Rohan Hoffmann
- Date of birth: 14 January 1972 (age 53)
- Place of birth: Brisbane
- Height: 6 ft 2 in (1.88 m)
- Weight: 193 lb (88 kg)
- School: Marist College Ashgrove

Rugby union career
- Position(s): Fly-half

International career
- Years: Team / Apps / (Points)
- 1996–2002: Portugal / 27 / (77)

Coaching career
- Years: Team
- Técnico U-18

Refereeing career
- Years: Competition /  / Apps
- 2008–present: Test Matches /  / 3
- 2013–present: Super Rugby /  / 16
- Correct as of 1 February 2015

= Rohan Hoffmann =

Peter D'Rohan Hoffmann (born 14 January 1972) is an Australian-Portuguese rugby union referee and former international player for Portugal. He played as a fly-half and a fullback. One of the best Portuguese players of his generation, he earned nicknames like Zé Rohan and Mister Canguru.

==Early life==

Born in Brisbane, he studied at the Marist College Ashgrove. After Ashgrove, he played for Brothers Old Boys in Brisbane and for Queensland Schools, Queensland U-19 and Queensland U-21. He was in his second season with Brothers 1st XV when he received the invitation to move to England.

==Career==

Hoffmann played for London Scottish F.C. in the English Premiership for the season of 1992/93. In August 1993, Scottish coach Andrew Cushing who accumulated functions with head coach of Portugal, invited him to move to Portugal to play a season at Técnico. He remained in the Lisbon team from 1993/94 to 1997/98, where the club won the Portuguese Championship and the Cup of Portugal in 1993/94.
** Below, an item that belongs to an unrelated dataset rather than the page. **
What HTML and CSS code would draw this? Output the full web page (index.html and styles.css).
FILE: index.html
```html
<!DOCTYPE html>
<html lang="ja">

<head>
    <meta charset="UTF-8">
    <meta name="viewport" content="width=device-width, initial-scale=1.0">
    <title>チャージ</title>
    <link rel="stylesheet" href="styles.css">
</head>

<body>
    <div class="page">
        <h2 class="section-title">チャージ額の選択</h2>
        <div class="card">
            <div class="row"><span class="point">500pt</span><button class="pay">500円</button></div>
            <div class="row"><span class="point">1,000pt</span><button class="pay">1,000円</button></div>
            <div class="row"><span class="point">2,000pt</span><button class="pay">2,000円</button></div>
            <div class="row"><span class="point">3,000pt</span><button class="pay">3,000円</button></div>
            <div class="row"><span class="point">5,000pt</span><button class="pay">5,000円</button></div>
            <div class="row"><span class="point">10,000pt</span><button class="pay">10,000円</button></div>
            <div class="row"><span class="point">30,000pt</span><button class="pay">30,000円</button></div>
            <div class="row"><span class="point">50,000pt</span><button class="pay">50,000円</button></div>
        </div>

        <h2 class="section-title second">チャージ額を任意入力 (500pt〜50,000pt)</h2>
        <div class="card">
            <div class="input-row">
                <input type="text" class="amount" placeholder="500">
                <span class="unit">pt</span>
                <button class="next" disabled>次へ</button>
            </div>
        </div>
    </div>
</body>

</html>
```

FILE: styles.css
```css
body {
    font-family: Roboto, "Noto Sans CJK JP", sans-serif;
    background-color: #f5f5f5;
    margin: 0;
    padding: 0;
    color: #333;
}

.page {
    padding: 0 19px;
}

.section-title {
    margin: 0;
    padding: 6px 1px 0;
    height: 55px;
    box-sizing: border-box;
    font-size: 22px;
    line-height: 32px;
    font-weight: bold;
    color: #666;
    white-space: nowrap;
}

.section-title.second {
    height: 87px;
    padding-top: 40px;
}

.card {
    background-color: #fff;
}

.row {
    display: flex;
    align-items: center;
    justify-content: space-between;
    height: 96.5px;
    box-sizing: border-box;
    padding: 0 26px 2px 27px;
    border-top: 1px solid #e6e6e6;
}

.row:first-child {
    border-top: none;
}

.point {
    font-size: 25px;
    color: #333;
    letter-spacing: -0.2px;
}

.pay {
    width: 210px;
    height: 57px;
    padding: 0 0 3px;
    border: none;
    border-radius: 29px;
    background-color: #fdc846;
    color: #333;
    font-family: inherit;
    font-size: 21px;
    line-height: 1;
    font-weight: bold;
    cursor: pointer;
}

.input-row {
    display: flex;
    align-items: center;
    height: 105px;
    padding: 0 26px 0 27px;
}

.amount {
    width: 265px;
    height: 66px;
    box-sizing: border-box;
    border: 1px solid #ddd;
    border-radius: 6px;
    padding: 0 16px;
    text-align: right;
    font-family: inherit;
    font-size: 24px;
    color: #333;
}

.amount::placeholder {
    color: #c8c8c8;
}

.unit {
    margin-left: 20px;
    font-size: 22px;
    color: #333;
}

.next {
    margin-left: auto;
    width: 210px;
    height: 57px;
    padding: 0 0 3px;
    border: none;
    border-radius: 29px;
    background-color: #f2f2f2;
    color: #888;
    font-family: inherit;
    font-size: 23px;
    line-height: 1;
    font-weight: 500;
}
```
He then moved back to England to play for the professional team of Worcester Warriors, but he wasn't successful, breaking a leg twice. He decided to return to Portugal, this time to play for Grupo Desportivo Direito, in Lisbon. He won the Portuguese Championship and the Cup of Portugal for the season of 2001/02, and also the Iberian Cup of 2002.

After becoming a Portuguese naturalized citizen, he decided to represent Portugal. He won 27 caps, from the 64–3 loss to Italy, at 2 March 1996, in Lisbon, for the FIRA Championship, D1, Pool 2, to the 34–21 loss to Spain, at 2 June 2002, in Madrid, for the 2003 Rugby World Cup qualifyings. He was one of the top scorers for Portugal during his international career, scoring 7 tries, 2 conversions, 8 penalties and 1 drop goal, 77 points in aggregate.
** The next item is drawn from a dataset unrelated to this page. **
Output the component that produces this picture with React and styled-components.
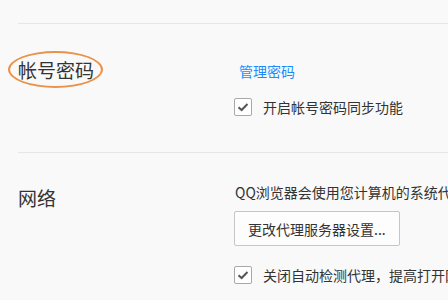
import React from 'react'
import styled, { createGlobalStyle } from 'styled-components'

const GlobalStyle = createGlobalStyle`
  html, body {
    margin: 0;
    padding: 0;
    background: #f9f9f9;
    overflow: hidden;
  }
  body {
    font-family: "Noto Sans CJK SC", "Microsoft YaHei", sans-serif;
    color: #333;
  }
`

const Page = styled.div`
  width: 448px;
  height: 300px;
  padding: 23px 0 0 18px;
  box-sizing: border-box;
  overflow: hidden;
`

const Section = styled.div`
  display: flex;
  align-items: flex-start;
  border-top: 1px solid #e6e6e6;
  padding-top: ${props => props.$top}px;
  padding-bottom: ${props => props.$bottom}px;
  width: 600px;
`

const Label = styled.div`
  position: relative;
  width: 216px;
  flex-shrink: 0;
  font-size: 19px;
  line-height: 20px;
  color: #333;
  margin-top: ${props => props.$offset}px;
`

const Circle = styled.span`
  position: absolute;
  left: -10px;
  top: -9px;
  width: 95px;
  height: 37px;
  border: 2px solid #e8924a;
  border-radius: 50%;
  box-sizing: border-box;
`

const Body = styled.div`
  display: flex;
  flex-direction: column;
  align-items: flex-start;
  white-space: nowrap;
`

const Link = styled.a`
  font-size: 14px;
  line-height: 20px;
  color: #1a8cff;
  text-decoration: none;
  margin-left: 5px;
`

const Text = styled.div`
  font-size: 14px;
  line-height: 20px;
  color: #333;
  margin-left: 1px;
`

const Button = styled.button`
  margin-top: 9px;
  height: 35px;
  width: 166px;
  padding: 0 0 0 13px;
  text-align: left;
  font-family: inherit;
  font-size: 14px;
  color: #333;
  background: #fdfdfd;
  border: 1px solid #c6c6c6;
  border-radius: 2px;
`

const CheckRow = styled.label`
  display: flex;
  align-items: center;
  gap: 11px;
  margin-top: ${props => props.$gap}px;
  font-size: 14px;
  line-height: 18px;
  color: #333;
`

const Box = styled.span`
  width: 18px;
  height: 18px;
  box-sizing: border-box;
  border: 1px solid #a8a8a8;
  border-radius: 2px;
  background: #fff;
  display: flex;
  align-items: center;
  justify-content: center;
`

const Check = () => (
  <Box>
    <svg width="12" height="10" viewBox="0 0 12 10">
      <path d="M1.5 5.2 L4.6 8 L10.5 2" fill="none" stroke="#555" strokeWidth="2" />
    </svg>
  </Box>
)

export default function App() {
  return (
    <>
      <GlobalStyle />
      <Page>
        <Section $top={37} $bottom={36}>
          <Label $offset={-1}>
            <Circle />
            帐号密码
          </Label>
          <Body>
            <Link href="#">管理密码</Link>
            <CheckRow $gap={17}>
              <Check />
              开启帐号密码同步功能
            </CheckRow>
          </Body>
        </Section>
        <Section $top={29} $bottom={20}>
          <Label $offset={6}>网络</Label>
          <Body>
            <Text>QQ浏览器会使用您计算机的系统代理设置连接到网络。</Text>
            <Button>更改代理服务器设置...</Button>
            <CheckRow $gap={20}>
              <Check />
              关闭自动检测代理，提高打开网页速度
            </CheckRow>
          </Body>
        </Section>
      </Page>
    </>
  )
}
The high point of his international career was at the 1999 Rugby World Cup qualification, when he scored a 90 meters try against Scotland XV in the 85–11 loss at Murrayfield, at 28 November 1998, in a game where he also scored a drop goal. Portugal lost to Spain by 21–17 at 1 December 1998, meaning they would have to go to the repechage with Uruguay. Portugal lost both repechage games but it was still their best result at the time.
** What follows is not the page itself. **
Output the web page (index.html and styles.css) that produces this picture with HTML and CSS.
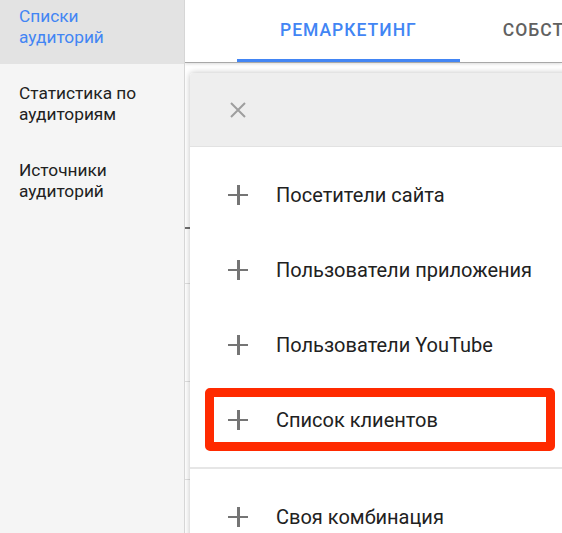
FILE: index.html
```html
<!DOCTYPE html>
<html lang="ru">

<head>
  <meta charset="UTF-8">
  <meta name="viewport" content="width=device-width, initial-scale=1.0">
  <title>Аудитории</title>
  <link rel="stylesheet" href="styles.css">
</head>

<body>
  <aside class="sidebar">
    <ul class="side-list">
      <li class="side-item active">Списки<br>аудиторий</li>
      <li class="side-item">Статистика по<br>аудиториям</li>
      <li class="side-item">Источники<br>аудиторий</li>
    </ul>
  </aside>

  <main class="main">
    <div class="tab-bar">
      <div class="tab active">Ремаркетинг</div>
      <div class="tab">Собственные</div>
    </div>

    <!-- то, что лежит под диалогом -->
    <div class="backdrop">
      <div class="backdrop-head"></div>
      <div class="backdrop-row first"></div>
      <div class="backdrop-row"></div>
      <div class="backdrop-row"></div>
    </div>

    <div class="dialog">
      <div class="dialog-head">
        <svg class="icon-close" viewBox="0 0 18 18" width="18" height="18">
          <path d="M2 2 L16 16 M16 2 L2 16" stroke="#9e9e9e" stroke-width="2" fill="none" />
        </svg>
      </div>
      <ul class="menu-group">
        <li class="menu-item"><span class="plus"></span>Посетители сайта</li>
        <li class="menu-item"><span class="plus"></span>Пользователи приложения</li>
        <li class="menu-item"><span class="plus"></span>Пользователи YouTube</li>
        <li class="menu-item marked"><span class="plus"></span>Список клиентов</li>
      </ul>
      <ul class="menu-group">
        <li class="menu-item"><span class="plus"></span>Своя комбинация</li>
      </ul>
    </div>
  </main>
</body>

</html>
```

FILE: styles.css
```css
*,
*::before,
*::after {
  margin: 0;
  padding: 0;
  box-sizing: border-box;
}

:root {
  --blue: #4285f4;
  --text: #212121;
  --icon: #757575;
  --line: #e0e0e0;
  --mark: #ff2a00;
}

body {
  display: flex;
  height: 533px;
  overflow: hidden;
  font-family: Roboto, "Noto Sans", sans-serif;
  color: var(--text);
  background: #fff;
}

ul {
  list-style-type: none;
}

/** левое меню */
.sidebar {
  width: 185px;
  flex-shrink: 0;
  background: #f5f5f5;
  border-right: 1px solid #d6d6d6;
}

.side-item {
  padding: 19px 10px 16px 19px;
  font-size: 17.3px;
  line-height: 21px;
  color: #212121;

  &.active {
    padding-top: 6px;
    color: var(--blue);
    background: #e3e3e3;
  }
}

.main {
  position: relative;
  flex: 1;
  display: flex;
  flex-direction: column;
  overflow: hidden;
}

.tab-bar {
  display: flex;
  height: 63px;
  padding-left: 52px;
  background: #fff;
  border-bottom: 1px solid #a8a8a8;
  box-shadow: 0 1px 3px rgba(0, 0, 0, .15);
  position: relative;
  z-index: 1;
}

.tab {
  padding: 0 43px;
  font-size: 17.5px;
  font-weight: 500;
  letter-spacing: 1px;
  text-transform: uppercase;
  line-height: 60px;
  color: #616161;
  white-space: nowrap;
  border-bottom: 3px solid transparent;

  &.active {
    color: var(--blue);
    border-bottom-color: var(--blue);
  }
}

.backdrop {
  flex: 1;
  background: #fff;
}

.backdrop-head {
  height: 166px;
  border-bottom: 2px solid #6f6f6f;
  width: 8px;
}

.backdrop-row {
  height: 98px;
  border-bottom: 1px solid var(--line);

  &.first {
    height: 55px;
  }
}

/** всплывающее окно */
.dialog {
  position: absolute;
  top: 73px;
  left: 5px;
  right: -40px;
  bottom: -60px;
  background: #fff;
  border-radius: 3px;
  box-shadow: 0 0 6px rgba(0, 0, 0, .25);
  z-index: 2;
}

.dialog-head {
  display: flex;
  align-items: center;
  height: 74px;
  padding-left: 39px;
  background: #eee;
  border-bottom: 1px solid #e2e2e2;
  border-radius: 3px 3px 0 0;
}

.menu-group {
  padding: 10px 0;

  &+& {
    border-top: 2px solid #e6e6e6;
  }
}

.menu-item {
  position: relative;
  display: flex;
  align-items: center;
  gap: 28px;
  height: 75px;
  padding-left: 38px;
  font-size: 20px;
  color: var(--text);

  /** красная рамка-выделение */
  &.marked::after {
    content: '';
    position: absolute;
    top: 6px;
    bottom: 6px;
    left: 15px;
    width: 350px;
    border: 9px solid var(--mark);
    border-radius: 5px;
  }
}

.plus {
  position: relative;
  width: 20px;
  height: 20px;
  flex-shrink: 0;

  &::before,
  &::after {
    content: '';
    position: absolute;
    background: var(--icon);
  }

  &::before {
    left: 0;
    right: 0;
    top: 9px;
    height: 2.5px;
  }

  &::after {
    top: 0;
    bottom: 0;
    left: 9px;
    width: 2.5px;
  }
}
```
===Coaching and refereeing===
He started to coach at a young level while still playing, being Técnico U-18 head coach. He also started an international referee career, first at a youth level, in 2002, and at the senior level, in 2006. His first international match took place in Monaco, at 11 October 2008, between Monaco and Bosnia-Herzegovina.

He returned to Australia, and in December 2012 was named as part of the 18-man referee team for Super Rugby 2013. His debut was on 1 March 2013 when the Waratahs played the Melbourne Rebels.